See http://quarry.wmflabs.org/query/7530.  By clicking around the UI, I can see that this URL will download my tab-separated file: http://quarry.wmflabs.org/run/65415/output/0/tsv?download=true

In [1]:
# Magical ipython notebook stuff puts the result of this command into a variable
revids_f = !wget http://quarry.wmflabs.org/run/65415/output/0/tsv?download=true -qO- 

revids = [int(line) for line in revids_f[1:]]
len(revids)

20000

OK.  Now that we have a set of revisions, we need to label them.  In this case, we're going to label them as reverted/not.  We want to exclude a few different types of reverts -- e.g. when a user reverts themself or when an edit is reverted back to by someone else.  For this, we'll use the [mwreverts](https://pythonhosted.org/mwreverts) and [mwapi](https://pythonhosted.org/mwapi) libraries.  

In [None]:
import sys, traceback
import mwreverts.api
import mwapi

# We'll use the mwreverts API check.  In order to do that, we need an API session
session = mwapi.Session("https://en.wikipedia.org", 
                        user_agent="Revert detection demo <ahalfaker@wikimedia.org>")

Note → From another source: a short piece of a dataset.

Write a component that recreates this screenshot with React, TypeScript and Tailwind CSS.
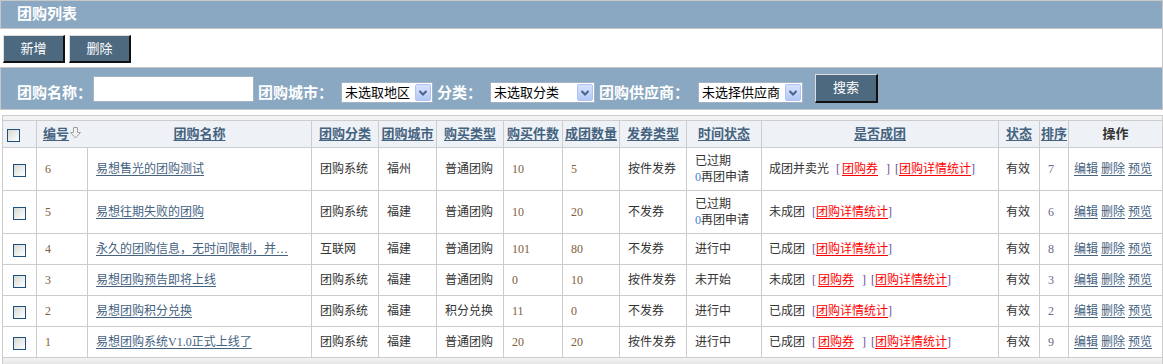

# For each revision, find out if it was "reverted" and label it so.
rev_reverteds = []
for rev_id in revids:
    try:
        _, reverted, reverted_to = mwreverts.api.check(
            session, rev_id, radius=5,  # most reverts within 5 edits
            window=48*60*60,  # 2 days
            rvprop={'user', 'ids'})  # Some properties we'll make use of
    except RuntimeError as e:
        sys.stderr.write(str(e))
        continue
    
    if reverted is not None:
        reverted_doc = [r for r in reverted.reverteds
                        if r['revid'] == rev_id][0]

        # self-reverts
        self_revert = \
            reverted_doc['user'] == reverted.reverting['user']
        
        # revisions that are reverted back to by others
        reverted_back_to = \
            reverted_to is not None and \
            reverted_doc['user'] != \
            reverted_to.reverting['user']
        
        # If we are reverted, not by self or reverted back to by someone else, 
        # then, let's assume it was damaging.
        damaging_reverted = !(self_revert or reverted_back_to)
    else:
        damaging_reverted = False

    rev_reverteds.append((rev_id, damaging_reverted))
    sys.stderr.write("r" if damaging_reverted else ".")


...............r.......

Eeek!  This takes too long.  You get the idea.  So, I uploaded dataset that has already been labeled here @ `../datasets/demo/enwiki.rev_reverted.20k_2015.tsv`

In [37]:
rev_reverteds_f = !cat ../datasets/demo/enwiki.rev_reverted.20k_2015.tsv
rev_reverteds = [line.strip().split("\t") for line in rev_reverteds_f[1:]]
rev_reverteds = [(int(rev_id), reverted == "True") for rev_id, reverted in rev_reverteds]
len(rev_reverteds)

19868

OK.  It looks like we got an error when trying to extract the reverted status of ~132 edits, which is an acceptable loss.  Now just to make sure we haven't gone crazy, let's check some of the reverted edits:

* https://en.wikipedia.org/wiki/?diff=695071713 (section blanking)
* https://en.wikipedia.org/wiki/?diff=667375206 (unexplained addition of nonsense)
* https://en.wikipedia.org/wiki/?diff=670204366 (vandalism "I don't know")
* https://en.wikipedia.org/wiki/?diff=680329354 (adds non-existent category)
* https://en.wikipedia.org/wiki/?diff=668682186 (test edit -- removes punctuation)
* https://en.wikipedia.org/wiki/?diff=666882037 (adds spamlink)
* https://en.wikipedia.org/wiki/?diff=663302354 (adds nonsense special char)
* https://en.wikipedia.org/wiki/?diff=675803278 (unconstructive link changes)
* https://en.wikipedia.org/wiki/?diff=680203994 (vandalism -- "Pepe meme")
* https://en.wikipedia.org/wiki/?diff=656734057 ("JELENAS BOOTY UNDSO")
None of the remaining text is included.